Test for convergence: \(\sum_{n=1}^{\infty} \frac{2^{n}}{n !}\)

Short Answer

Expert verified
The series converges by the Ratio Test.

Step by step solution

01

Identify the Series

The series given is \(\sum_{n=1}^{\infty} \frac{2^{n}}{n !}\). Recognize that each term of the series is in the form of \( \frac{a^n}{n!} \) with \( a = 2 \).
02

Apply the Ratio Test

Use the Ratio Test to determine the convergence of the series. The Ratio Test states that for a series \( \sum_{n=1}^{\infty} a_n \), if \[ L = \lim_{n \to \infty} \left| \frac{a_{n+1}}{a_n} \right| \] \( L < 1 \) then the series converges.

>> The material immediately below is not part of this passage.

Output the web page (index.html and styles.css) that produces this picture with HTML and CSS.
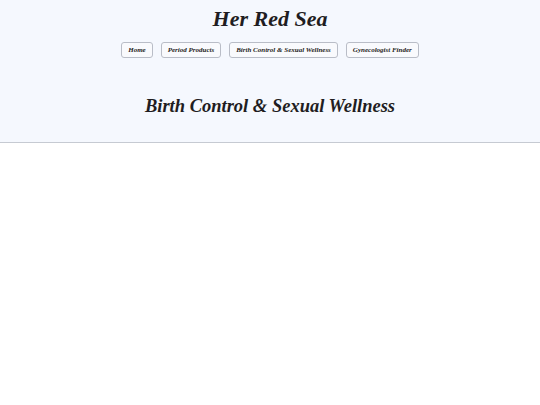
FILE: index.html
```html
<!DOCTYPE html>
<html>
<head>
<meta charset="utf-8">
<link rel="stylesheet" href="styles.css">
</head>
<body>
<header class="site-header">
  <h1 class="brand">Her Red Sea</h1>
  <nav class="nav">
    <button class="nav-btn">Home</button>
    <button class="nav-btn">Period Products</button>
    <button class="nav-btn">Birth Control &amp; Sexual Wellness</button>
    <button class="nav-btn">Gynecologist Finder</button>
  </nav>
  <h2 class="page-title">Birth Control &amp; Sexual Wellness</h2>
</header>
</body>
</html>
```
FILE: styles.css
```css
html, body {
  margin: 0;
  padding: 0;
  background: #ffffff;
}
body {
  font-family: "Liberation Serif", "DejaVu Serif", serif;
  color: #1f1d22;
}
.site-header {
  background: #f5f8fe;
  border-bottom: 1px solid #c6cad2;
  display: flex;
  flex-direction: column;
  align-items: center;
  padding: 4px 0 24px;
}
.brand {
  margin: 0;
  font-size: 22px;
  font-weight: bold;
  font-style: italic;
  line-height: 30px;
}
.nav {
  display: flex;
  gap: 8px;
  margin-top: 8px;
}
.nav-btn {
  font-family: "Liberation Serif", "DejaVu Serif", serif;
  font-style: italic;
  font-size: 7px;
  font-weight: bold;
  color: #1f1d22;
  background: #f9fafd;
  border: 1px solid #b9bdc7;
  border-radius: 3px;
  height: 16px;
  padding: 0 6px;
}
.page-title {
  margin: 36px 0 0;
  font-size: 18.5px;
  font-weight: bold;
  font-style: italic;
  line-height: 24px;
}
```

Here, \( a_n = \frac{2^n}{n!} \).
03

Compute the Ratio

Calculate \(\left| \frac{a_{n+1}}{a_n} \right| = \left| \frac{\frac{2^{n+1}}{(n+1)!}}{\frac{2^n}{n!}} \right| = \left| \frac{2^{n+1}}{(n+1)!} \cdot \frac{n!}{2^n} \right| = \left| \frac{2 \cdot 2^n \cdot n!}{2^n \cdot (n+1)n!} \right| = \left| \frac{2}{n+1} \right|\).
04

Evaluate the Limit

Find the limit \(L = \lim_{n \to \infty} \left| \frac{2}{n+1} \right| = \lim_{n \to \infty} \frac{2}{n+1} = 0\). Since \(0 < 1\), the series converges.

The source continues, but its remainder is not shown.